Sebagai referensi, dalam keterlibatan program Tol Laut besutan Presiden Joko Widodo, sejak dicanangkan hingga menjelang 10 tahun pelaksanaannya, Pelra tidak dilibatkan. Deklarasi yang ditandatangani Menteri Perhubungan (Menhub) Budi Karya Sumadi dan Menteri Perdagangan Enggartiasto Lukito diatas Kapal Tol Laut, KM Dorolonda di Surabaya, Februari 2019 tenggelam tak jelas bangkainya. Jelas disebutkan dalam salah satu dari lima isi deklarasi tersebut, pelaksanaan sistim tol laut memperhatikan dan mengikutsertakan pelayaran rakyat yang sudah ada lebih dulu, sehingga mereka menjadi bagian yang tidak terpisahkan dari simpul Tol Laut.
Faktanya Kementerian Perhubungan membangun armada sendiri, kapal kecil berukuran sekitar 35 GT dihibahkan kepada pemerintah daerah se Indonesia tanpa melibatkan Pelra yang sudah ada. Terbitnya Perpres Pelayaran Rakyat patut diapresiasi senyampang betul betul untuk kepentingan armada semut Pelra sebagai kapal dagang yang tidak bisa disamakan dengan kapal wisata. Pengalaman selama ini membuktikan kebijakan untuk Pelra selalu Jauh tiang dari layarnya.
Contohnya, kebijakan terhadap pelayaran rakyat yang didukung Undang Undang (UU) Nomor 17 Tahun 2008 tentang Pelayaran dan Peraturan Presiden No 191 tahun 2014 tentang Penyediaan, Pendistribusian dan Harga Jual BBM, faktanya belum memperlihatkan perubahan yang signifikan. BBM masih menjadi salah satu pemicu terus menurunnya peran pelayaran rakyat.

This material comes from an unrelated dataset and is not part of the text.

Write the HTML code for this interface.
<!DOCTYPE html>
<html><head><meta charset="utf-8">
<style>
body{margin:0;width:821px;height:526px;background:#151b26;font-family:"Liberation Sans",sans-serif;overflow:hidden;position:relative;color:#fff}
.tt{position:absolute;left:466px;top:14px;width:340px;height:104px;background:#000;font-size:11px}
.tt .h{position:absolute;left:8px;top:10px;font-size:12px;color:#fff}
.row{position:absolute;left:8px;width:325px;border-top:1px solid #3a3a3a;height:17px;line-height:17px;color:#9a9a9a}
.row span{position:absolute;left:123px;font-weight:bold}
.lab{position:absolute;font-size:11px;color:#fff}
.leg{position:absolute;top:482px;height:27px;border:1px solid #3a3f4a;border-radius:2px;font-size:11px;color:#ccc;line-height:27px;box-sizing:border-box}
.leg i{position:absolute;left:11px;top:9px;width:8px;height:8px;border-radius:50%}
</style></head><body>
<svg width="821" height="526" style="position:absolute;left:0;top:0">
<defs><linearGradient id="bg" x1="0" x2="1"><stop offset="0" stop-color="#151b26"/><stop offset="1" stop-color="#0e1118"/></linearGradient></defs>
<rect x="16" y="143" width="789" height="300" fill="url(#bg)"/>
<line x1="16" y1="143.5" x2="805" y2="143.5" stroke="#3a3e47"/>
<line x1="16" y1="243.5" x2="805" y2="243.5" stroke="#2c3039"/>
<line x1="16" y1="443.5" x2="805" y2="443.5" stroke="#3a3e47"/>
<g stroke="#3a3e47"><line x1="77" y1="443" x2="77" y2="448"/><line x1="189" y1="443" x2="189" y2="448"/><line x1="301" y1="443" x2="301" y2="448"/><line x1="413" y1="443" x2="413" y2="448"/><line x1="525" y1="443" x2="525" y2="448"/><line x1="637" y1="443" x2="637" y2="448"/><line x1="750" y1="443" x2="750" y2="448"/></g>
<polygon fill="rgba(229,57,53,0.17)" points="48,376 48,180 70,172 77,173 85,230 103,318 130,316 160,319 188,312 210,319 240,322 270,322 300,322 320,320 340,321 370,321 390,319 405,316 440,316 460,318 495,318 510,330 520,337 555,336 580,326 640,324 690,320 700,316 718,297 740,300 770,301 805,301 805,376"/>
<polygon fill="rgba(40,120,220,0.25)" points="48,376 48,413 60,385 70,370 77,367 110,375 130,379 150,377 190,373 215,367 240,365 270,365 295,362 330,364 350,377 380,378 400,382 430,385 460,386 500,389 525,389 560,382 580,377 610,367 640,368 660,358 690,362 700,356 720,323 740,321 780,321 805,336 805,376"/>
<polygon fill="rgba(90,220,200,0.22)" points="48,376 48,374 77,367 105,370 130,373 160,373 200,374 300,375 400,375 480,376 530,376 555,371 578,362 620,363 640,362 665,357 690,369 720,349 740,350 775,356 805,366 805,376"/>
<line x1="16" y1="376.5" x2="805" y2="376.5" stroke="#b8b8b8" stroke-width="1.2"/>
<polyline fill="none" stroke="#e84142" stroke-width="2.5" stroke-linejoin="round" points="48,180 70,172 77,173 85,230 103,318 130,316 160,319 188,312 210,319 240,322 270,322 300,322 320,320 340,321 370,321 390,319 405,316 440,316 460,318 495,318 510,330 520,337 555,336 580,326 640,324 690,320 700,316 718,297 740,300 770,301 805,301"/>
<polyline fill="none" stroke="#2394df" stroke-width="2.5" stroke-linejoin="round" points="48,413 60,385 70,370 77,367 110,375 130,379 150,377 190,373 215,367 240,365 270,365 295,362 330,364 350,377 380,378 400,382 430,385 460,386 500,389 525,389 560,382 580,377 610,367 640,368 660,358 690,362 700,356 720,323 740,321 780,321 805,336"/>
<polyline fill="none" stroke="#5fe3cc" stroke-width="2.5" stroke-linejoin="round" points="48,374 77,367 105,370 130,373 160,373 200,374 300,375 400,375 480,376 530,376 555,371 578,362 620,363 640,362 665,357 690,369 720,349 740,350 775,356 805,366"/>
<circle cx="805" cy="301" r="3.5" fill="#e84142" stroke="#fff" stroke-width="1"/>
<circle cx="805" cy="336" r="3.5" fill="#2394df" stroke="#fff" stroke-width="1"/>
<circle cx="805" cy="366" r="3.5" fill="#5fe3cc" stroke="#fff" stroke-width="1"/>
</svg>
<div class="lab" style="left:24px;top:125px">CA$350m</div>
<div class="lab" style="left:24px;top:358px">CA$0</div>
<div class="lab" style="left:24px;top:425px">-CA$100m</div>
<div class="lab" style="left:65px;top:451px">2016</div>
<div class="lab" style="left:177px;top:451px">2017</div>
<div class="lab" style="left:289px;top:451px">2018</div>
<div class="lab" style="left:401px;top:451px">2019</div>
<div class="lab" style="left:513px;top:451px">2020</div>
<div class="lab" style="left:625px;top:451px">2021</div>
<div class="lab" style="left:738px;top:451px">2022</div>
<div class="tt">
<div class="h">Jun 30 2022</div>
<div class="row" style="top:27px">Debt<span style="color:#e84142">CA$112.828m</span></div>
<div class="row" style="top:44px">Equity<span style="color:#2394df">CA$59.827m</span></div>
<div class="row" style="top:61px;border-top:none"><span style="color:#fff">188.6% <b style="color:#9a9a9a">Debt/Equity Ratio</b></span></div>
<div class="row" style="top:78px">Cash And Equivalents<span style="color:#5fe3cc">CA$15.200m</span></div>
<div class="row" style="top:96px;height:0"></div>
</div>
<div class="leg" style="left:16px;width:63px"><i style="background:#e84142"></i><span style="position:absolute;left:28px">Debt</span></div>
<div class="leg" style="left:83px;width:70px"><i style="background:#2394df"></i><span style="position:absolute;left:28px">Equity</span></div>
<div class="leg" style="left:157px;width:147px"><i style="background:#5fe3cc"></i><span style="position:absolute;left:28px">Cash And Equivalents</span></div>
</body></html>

Seyogyanya Perpres tentang Pemberdayaan Angkutan Laut Pelayaran Rakyat dapat meningkatkan kemampuan kapal kapal yang masih bertahan, bukan membuat 1000 kapal baru berbagai ukuran, 100 GT, 200 GT, 400 GT sebagaimana direncanakan. Demikian pula diharapkan regulasi yang dibuat meringankan operasional kapal Pelra bukan sebaliknya justru menimbulkan biaya tinggi. Perpres no 74 tahun 2021 ini jika dikaji lebih dalam, bukan tempat berlabuh kapal kapal rakyat tetapi cenderung memfasisiltasi kapal wisata yang mengatasnamakan angkutan laut Pelayaran Rakyat.